*AIM*: Below are entries. Pull out all lines containing "styled".

# DATA SHOWN start

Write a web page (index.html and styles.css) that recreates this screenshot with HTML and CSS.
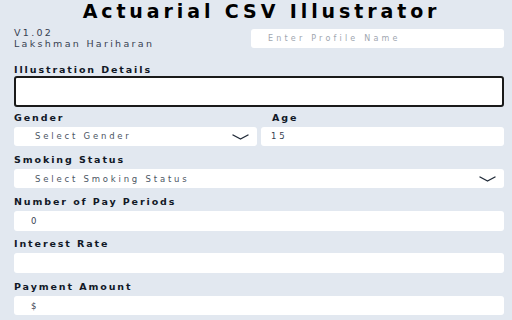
FILE: index.html
```html
<!DOCTYPE html>
<html lang="en">
<head>
<meta charset="utf-8">
<title>Actuarial CSV Illustrator</title>
<link rel="stylesheet" href="styles.css">
</head>
<body>
<div class="page">
  <h1 class="title">Actuarial CSV Illustrator</h1>
  <div class="header">
    <div class="meta">
      <div>V1.02</div>
      <div>Lakshman Hariharan</div>
    </div>
    <input class="control profile" type="text" placeholder="Enter Profile Name">
  </div>

  <div class="field details">
    <label class="label">Illustration Details</label>
    <textarea class="area"></textarea>
  </div>

  <div class="row2">
    <div class="field">
      <label class="label">Gender</label>
      <div class="select">
        <span class="select-text">Select Gender</span>
        <svg class="chev" viewBox="0 0 17 6" width="17" height="6"><path d="M1 1 L8.5 5 L16 1" fill="none" stroke="#1f2937" stroke-width="1.4" stroke-linecap="round" stroke-linejoin="round"/></svg>
      </div>
    </div>
    <div class="field">
      <label class="label label-age">Age</label>
      <input class="control age" type="text" value="15">
    </div>
  </div>

  <div class="field">
    <label class="label">Smoking Status</label>
    <div class="select">
      <span class="select-text">Select Smoking Status</span>
      <svg class="chev" viewBox="0 0 17 6" width="17" height="6"><path d="M1 1 L8.5 5 L16 1" fill="none" stroke="#1f2937" stroke-width="1.4" stroke-linecap="round" stroke-linejoin="round"/></svg>
    </div>
  </div>

  <div class="field">
    <label class="label">Number of Pay Periods</label>
    <input class="control" type="text" value="0">
  </div>

  <div class="field">
    <label class="label">Interest Rate</label>
    <input class="control" type="text" value="">
  </div>

  <div class="field">
    <label class="label">Payment Amount</label>
    <input class="control" type="text" value="$">
  </div>
</div>
</body>
</html>
```
FILE: styles.css
```css
html, body {
  margin: 0;
  padding: 0;
  background: #e2e8f0;
  font-family: "DejaVu Sans", "Liberation Sans", sans-serif;
  overflow: hidden;
}

.page {
  padding: 0 8px 0 14px;
}

.title {
  margin: 0;
  padding-left: 5px;
  font-size: 19px;
  line-height: 22px;
  font-weight: bold;
  letter-spacing: 3.9px;
  text-align: center;
  color: #000;
}

.header {
  display: grid;
  grid-template-columns: 1fr 253px;
  margin-top: 5.4px;
}

.meta {
  font-size: 9.5px;
  line-height: 11px;
  letter-spacing: 2.3px;
  color: #374151;
}

.control {
  display: block;
  box-sizing: border-box;
  width: 100%;
  height: 19.5px;
  margin: 3px 0 0 0;
  border: none;
  border-radius: 3px;
  background: #fff;
  padding: 0 0 0 17px;
  font-family: "DejaVu Sans", sans-serif;
  font-size: 8.5px;
  letter-spacing: 2.9px;
  color: #374151;
  outline: none;
}

.control::placeholder {
  color: #a0a6b0;
}

.profile {
  margin-top: 2px;
  height: 18.4px;
  font-size: 8px;
  letter-spacing: 3.2px;
}

.age {
  padding-left: 10px;
}

.label {
  display: block;
  font-size: 9.5px;
  line-height: 12px;
  font-weight: bold;
  letter-spacing: 1.9px;
  color: #111827;
}

.label-age {
  padding-left: 11px;
}

.field {
  margin-top: 7.8px;
}

.details {
  margin-top: 14.8px;
}

.area {
  display: block;
  box-sizing: border-box;
  width: 100%;
  height: 31.3px;
  margin-top: -0.5px;
  border: 2px solid #1a1a1a;
  border-radius: 3px;
  background: #fff;
  resize: none;
}

.row2 {
  display: grid;
  grid-template-columns: 1fr 1fr;
  gap: 4px;
  margin-top: 4.6px;
}

.row2 > .field {
  margin-top: 0;
}

.select {
  position: relative;
  display: flex;
  align-items: center;
  box-sizing: border-box;
  height: 19.5px;
  margin-top: 3px;
  padding-left: 21px;
  border-radius: 3px;
  background: #fff;
}

.select-text {
  font-size: 8.5px;
  letter-spacing: 2.8px;
  color: #4b5563;
}

.chev {
  position: absolute;
  right: 8.5px;
  top: 7px;
}
```
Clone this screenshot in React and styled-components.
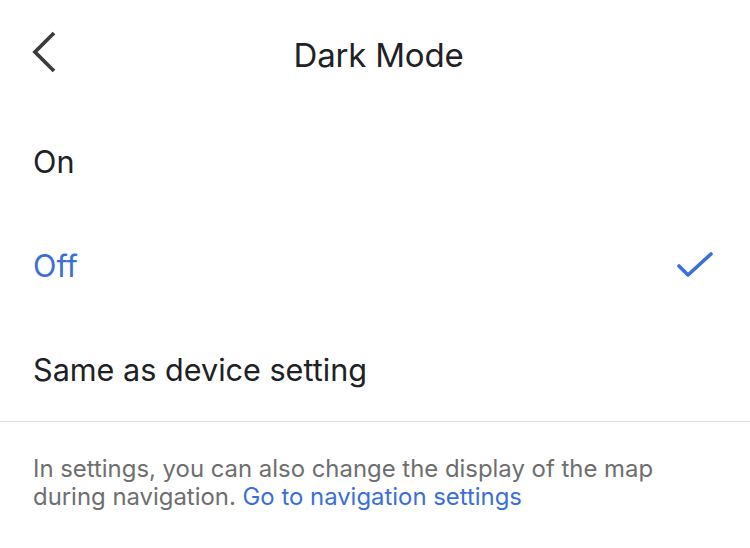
import styled, { createGlobalStyle } from 'styled-components'

const GlobalStyle = createGlobalStyle`
  html, body {
    margin: 0;
    padding: 0;
    background: #ffffff;
  }
  body {
    font-family: Inter, Roboto, 'Liberation Sans', sans-serif;
    -webkit-font-smoothing: antialiased;
  }
`

const Screen = styled.div`
  width: 750px;
  height: 548px;
  background: #ffffff;
  overflow: hidden;
`

const Header = styled.div`
  height: 109px;
  display: grid;
  grid-template-columns: 104px 1fr 104px;
  align-items: center;
`

const BackButton = styled.button`
  border: 0;
  background: none;
  padding: 0 0 5px 31px;
  height: 100%;
  display: flex;
  align-items: center;
  cursor: pointer;
`

const Title = styled.h1`
  margin: 0 0 0 7px;
  text-align: center;
  font-size: 33px;
  font-weight: 400;
  color: #202124;
  letter-spacing: -0.2px;
`

const List = styled.ul`
  list-style: none;
  margin: 0;
  padding: 0;
  border-bottom: 1px solid #dcdcdc;
`

const Option = styled.li`
  height: 104px;
  display: flex;
  align-items: center;
  justify-content: space-between;
  padding: 0 36px 0 33px;
  font-size: 30.6px;
  color: ${(p) => (p.selected ? '#3a6fd8' : '#202124')};
`

const Footer = styled.p`
  margin: 0;
  padding: 33px 50px 0 33px;
  font-size: 23.9px;
  line-height: 28px;
  color: #6e6e6e;
`

const Link = styled.a`
  color: #3a6fd8;
  text-decoration: none;
`

const Chevron = () => (
  <svg width="26" height="44" viewBox="0 0 26 44">
    <path d="M23 3 L4 22 L23 41" fill="none" stroke="#3c3c3c" strokeWidth="3.8" strokeLinecap="butt" />
  </svg>
)

const Check = () => (
  <svg width="38" height="28" viewBox="0 0 38 28">
    <path d="M3 15 L12 24 L35 3" fill="none" stroke="#3a6fd8" strokeWidth="3.6" strokeLinecap="round" strokeLinejoin="round" />
  </svg>
)

const options = [
  { label: 'On' },
  { label: 'Off', selected: true },
  { label: 'Same as device setting' },
]

export default function App() {
  return (
    <Screen>
      <GlobalStyle />
      <Header>
        <BackButton aria-label="Back">
          <Chevron />
        </BackButton>
        <Title>Dark Mode</Title>
        <div />
      </Header>
      <List>
        {options.map((o) => (
          <Option key={o.label} selected={o.selected}>
            <span>{o.label}</span>
            {o.selected && <Check />}
          </Option>
        ))}
      </List>
      <Footer>
        In settings, you can also change the display of the map during navigation.{' '}
        <Link href="#">Go to navigation settings</Link>
      </Footer>
    </Screen>
  )
}
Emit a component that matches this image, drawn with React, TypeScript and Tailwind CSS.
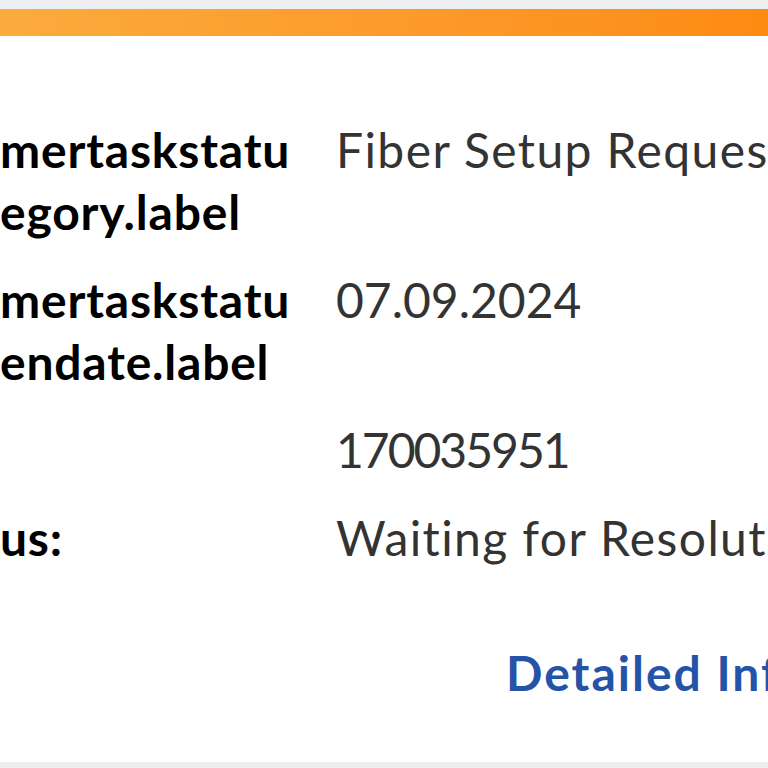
const rows = [
  { label: ["mertaskstatu", "egory.label"], value: "Fiber Setup Request", track: "tracking-[1.4px]" },
  { label: ["mertaskstatu", "endate.label"], value: "07.09.2024", track: "tracking-[0px]" },
  { label: [""], value: "170035951", track: "tracking-[-2px]" },
  { label: ["us:"], value: "Waiting for Resolution", track: "tracking-[1.4px]" },
];

export default function App() {
  return (
    <div className="w-[768px] h-[768px] overflow-hidden bg-[#eceef0] pt-[9px] font-['Lato',sans-serif]">
      <div className="bg-white w-[900px]">
        <div className="h-[27px] w-[768px] bg-gradient-to-r from-[#fbab3d] to-[#fd8b12]" />
        <div className="pt-[83px] pb-[58px]">
          <div className="flex flex-col gap-[26px]">
            {rows.map((row, i) => (
              <div key={i} className="flex text-[48px] leading-[62px]">
                <div className="w-[336px] shrink-0 font-bold text-black tracking-[0.8px]">
                  {row.label.map((l, j) => (
                    <div key={j} className="h-[62px] whitespace-nowrap">{l}</div>
                  ))}
                </div>
                <div className={`whitespace-nowrap text-[#333333] ${row.track}`}>{row.value}</div>
              </div>
            ))}
          </div>
          <div className="mt-[73px] pl-[506px] whitespace-nowrap text-[48px] leading-[62px] font-bold text-[#2553a8] tracking-[2px]">
            Detailed Information
          </div>
        </div>
      </div>
    </div>
  );
}
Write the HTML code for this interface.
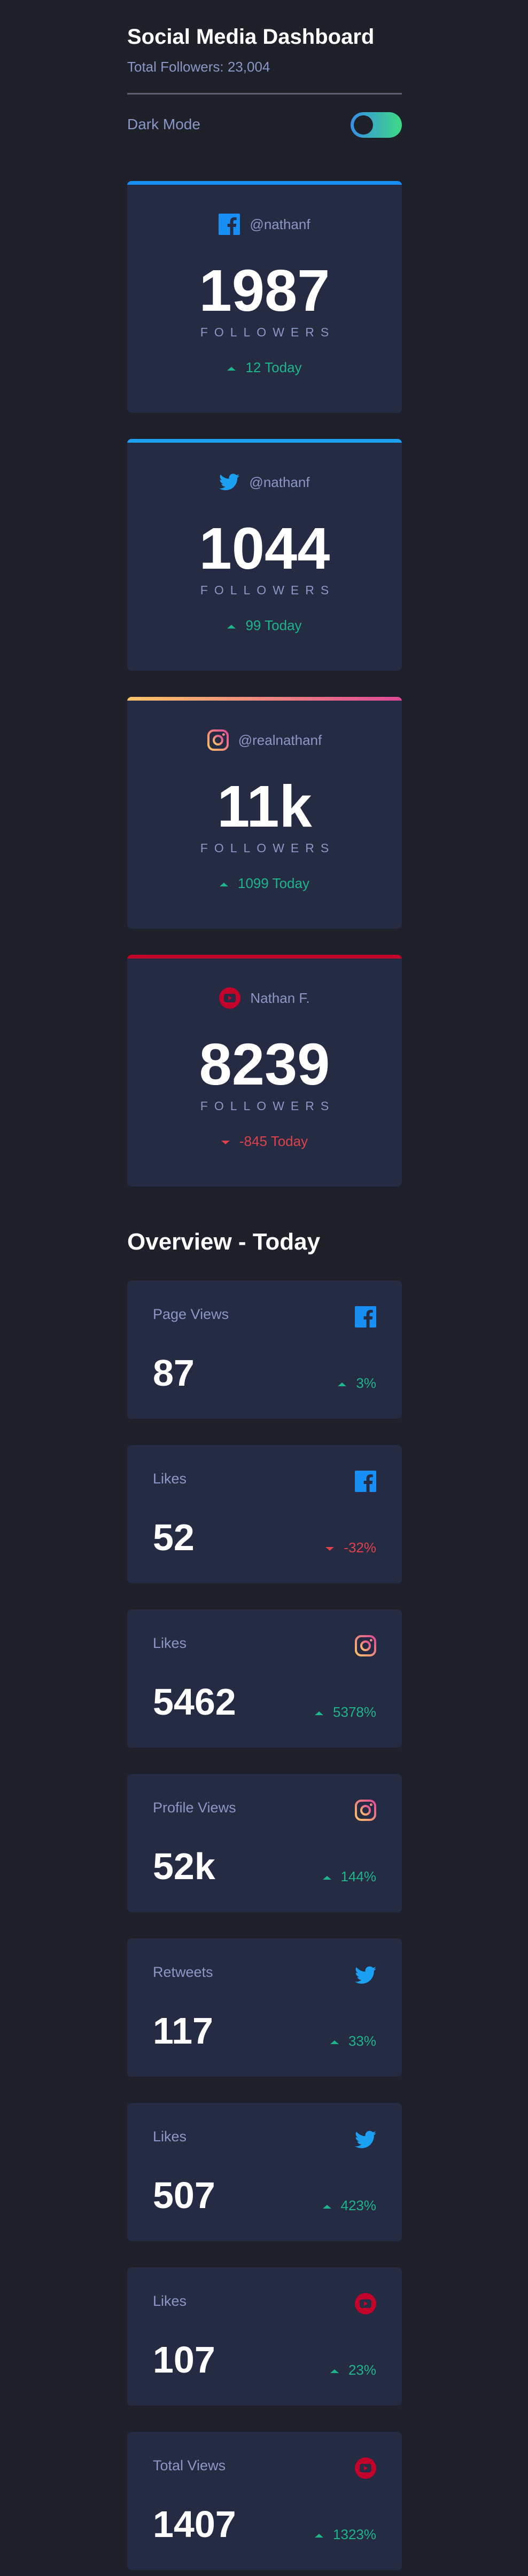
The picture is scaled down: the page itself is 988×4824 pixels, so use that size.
<!DOCTYPE html>
<html><head><meta charset="utf-8"><style>
*{margin:0;padding:0;box-sizing:border-box}
body{width:988px;height:4824px;background:#1e202a;font-family:"Liberation Sans",Arial,sans-serif;position:relative;overflow:hidden}
.a{position:absolute;line-height:1;white-space:nowrap}
.card{position:absolute;left:238px;width:514px;height:434px;background:#252b42;border-radius:8px;overflow:hidden}
.bar{position:absolute;left:0;top:0;width:100%;height:7px}
.c{position:absolute;left:0;width:100%;text-align:center;line-height:1;white-space:nowrap}
.handle{top:69px;font-size:26px;color:#8b97c6;display:flex;justify-content:center;align-items:center;gap:18px;height:24px}
.handle svg{flex:none}
.num{top:151px;font-size:110px;font-weight:bold;color:#fff}
.fol{top:272px;font-size:23px;color:#8b97c6;letter-spacing:12px;padding-left:12px}
.today{top:336px;font-size:26px}
.up{color:#1eb589}.dn{color:#dc414c}
.tri{display:inline-block;width:0;height:0;border-left:8px solid transparent;border-right:8px solid transparent;vertical-align:middle;margin-right:18px}
.tu{border-bottom:7px solid #1eb589}.td{border-top:7px solid #dc414c}
.ov{position:absolute;left:238px;width:514px;height:259px;background:#252b42;border-radius:8px}
.lbl{position:absolute;left:48px;top:50px;font-size:27px;color:#8b97c6;line-height:1}
.ico{position:absolute;right:48px;top:48px}
.onum{position:absolute;left:48px;top:138px;font-size:70px;font-weight:bold;color:#fff;line-height:1}
.pct{position:absolute;right:48px;top:179px;font-size:26px;line-height:1}
</style></head><body>
<svg width="0" height="0" style="position:absolute"><defs>
<linearGradient id="ig" x1="0" y1="1" x2="1" y2="0"><stop offset="0" stop-color="#fdc468"/><stop offset="1" stop-color="#df4996"/></linearGradient>
<symbol id="fb" viewBox="0 0 40 40"><rect width="40" height="40" rx="2" fill="#178ff5"/><path d="M27.5 40V25h5l.8-6h-5.8v-3.8c0-1.7.5-2.9 3-2.9h3.1V7.2c-.5-.1-2.4-.2-4.5-.2-4.5 0-7.5 2.7-7.5 7.7V19h-5v6h5v15z" fill="#252b42"/></symbol>
<symbol id="tw" viewBox="0 0 24 20"><path fill="#1ca0f2" d="M24 2.4c-.9.4-1.8.6-2.8.8 1-.6 1.8-1.6 2.2-2.700-1 .6-2 1-3.1 1.2C19.3.6 18 0 16.6 0c-2.7 0-4.9 2.2-4.9 4.9 0 .4 0 .8.1 1.1C7.7 5.8 4.1 3.9 1.7.9c-.4.7-.7 1.6-.7 2.5 0 1.7.9 3.2 2.2 4.1-.8 0-1.6-.2-2.2-.6v.1c0 2.4 1.7 4.4 3.9 4.8-.4.1-.8.2-1.3.2-.3 0-.6 0-.9-.1.6 2 2.4 3.4 4.6 3.4-1.7 1.300-3.8 2.100-6.100 2.100-.4 0-.8 0-1.2-.1 2.2 1.4 4.8 2.2 7.5 2.2 9.1 0 14-7.5 14-14v-.6c1-.7 1.8-1.6 2.5-2.5z"/></symbol>
<symbol id="igi" viewBox="0 0 40 40"><rect x="2" y="2" width="36" height="36" rx="10" fill="none" stroke="url(#ig)" stroke-width="4"/><circle cx="20" cy="20" r="8" fill="none" stroke="url(#ig)" stroke-width="4"/><circle cx="30.5" cy="9.5" r="2.5" fill="url(#ig)"/></symbol>
<symbol id="yt" viewBox="0 0 40 40"><circle cx="20" cy="20" r="20" fill="#c4032a"/><rect x="9" y="12" width="22" height="16" rx="4" fill="#252b42"/><path d="M17 15.5v9l7-4.5z" fill="#c4032a"/></symbol>
</defs></svg>

<div class="a" style="left:238px;top:49px;font-size:40px;font-weight:bold;color:#fff">Social Media Dashboard</div>
<div class="a" style="left:238px;top:112px;font-size:26px;color:#8b97c6">Total Followers: 23,004</div>
<div class="a" style="left:238px;top:174px;width:514px;height:3px;background:#5b5f74"></div>
<div class="a" style="left:238px;top:219px;font-size:28px;color:#8b97c6">Dark Mode</div>
<div class="a" style="left:656px;top:210px;width:96px;height:48px;border-radius:24px;background:linear-gradient(90deg,#378fe6,#3eda82)"><div style="position:absolute;left:6px;top:6px;width:36px;height:36px;border-radius:50%;background:#1e202a"></div></div>

<div class="card" style="top:339px"><div class="bar" style="background:#178ff5"></div>
<div class="c handle"><svg width="40" height="40"><use href="#fb"/></svg>@nathanf</div>
<div class="c num">1987</div><div class="c fol">FOLLOWERS</div>
<div class="c today up"><span class="tri tu"></span>12 Today</div></div>

<div class="card" style="top:822px"><div class="bar" style="background:#1ca0f2"></div>
<div class="c handle"><svg width="38" height="32" viewBox="0 0 24 20"><use href="#tw"/></svg>@nathanf</div>
<div class="c num">1044</div><div class="c fol">FOLLOWERS</div>
<div class="c today up"><span class="tri tu"></span>99 Today</div></div>

<div class="card" style="top:1305px"><div class="bar" style="background:linear-gradient(90deg,#fdc468,#df4996)"></div>
<div class="c handle"><svg width="40" height="40"><use href="#igi"/></svg>@realnathanf</div>
<div class="c num">11k</div><div class="c fol">FOLLOWERS</div>
<div class="c today up"><span class="tri tu"></span>1099 Today</div></div>

<div class="card" style="top:1788px"><div class="bar" style="background:#c4032a"></div>
<div class="c handle"><svg width="40" height="40"><use href="#yt"/></svg>Nathan F.</div>
<div class="c num">8239</div><div class="c fol">FOLLOWERS</div>
<div class="c today dn"><span class="tri td"></span>-845 Today</div></div>

<div class="a" style="left:238px;top:2304px;font-size:44px;font-weight:bold;color:#fff">Overview - Today</div>

<div class="ov" style="top:2398px"><div class="lbl">Page Views</div><svg class="ico" width="40" height="40"><use href="#fb"/></svg><div class="onum">87</div><div class="pct up"><span class="tri tu"></span>3%</div></div>
<div class="ov" style="top:2706px"><div class="lbl">Likes</div><svg class="ico" width="40" height="40"><use href="#fb"/></svg><div class="onum">52</div><div class="pct dn"><span class="tri td"></span>-32%</div></div>
<div class="ov" style="top:3014px"><div class="lbl">Likes</div><svg class="ico" width="40" height="40"><use href="#igi"/></svg><div class="onum">5462</div><div class="pct up"><span class="tri tu"></span>5378%</div></div>
<div class="ov" style="top:3322px"><div class="lbl">Profile Views</div><svg class="ico" width="40" height="40"><use href="#igi"/></svg><div class="onum">52k</div><div class="pct up"><span class="tri tu"></span>144%</div></div>
<div class="ov" style="top:3630px"><div class="lbl">Retweets</div><svg class="ico" width="40" height="34" viewBox="0 0 24 20" style="top:52px"><use href="#tw"/></svg><div class="onum">117</div><div class="pct up"><span class="tri tu"></span>33%</div></div>
<div class="ov" style="top:3938px"><div class="lbl">Likes</div><svg class="ico" width="40" height="34" viewBox="0 0 24 20" style="top:52px"><use href="#tw"/></svg><div class="onum">507</div><div class="pct up"><span class="tri tu"></span>423%</div></div>
<div class="ov" style="top:4246px"><div class="lbl">Likes</div><svg class="ico" width="40" height="40"><use href="#yt"/></svg><div class="onum">107</div><div class="pct up"><span class="tri tu"></span>23%</div></div>
<div class="ov" style="top:4554px"><div class="lbl">Total Views</div><svg class="ico" width="40" height="40"><use href="#yt"/></svg><div class="onum">1407</div><div class="pct up"><span class="tri tu"></span>1323%</div></div>
</body></html>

# DATA SHOWN end

*TASK RESPONSE*:
Clone this screenshot in React and styled-components.
import styled, { createGlobalStyle } from 'styled-components'
const Screen = styled.div`
const Header = styled.div`
const BackButton = styled.button`
const Title = styled.h1`
const List = styled.ul`
const Option = styled.li`
const Footer = styled.p`
const Link = styled.a`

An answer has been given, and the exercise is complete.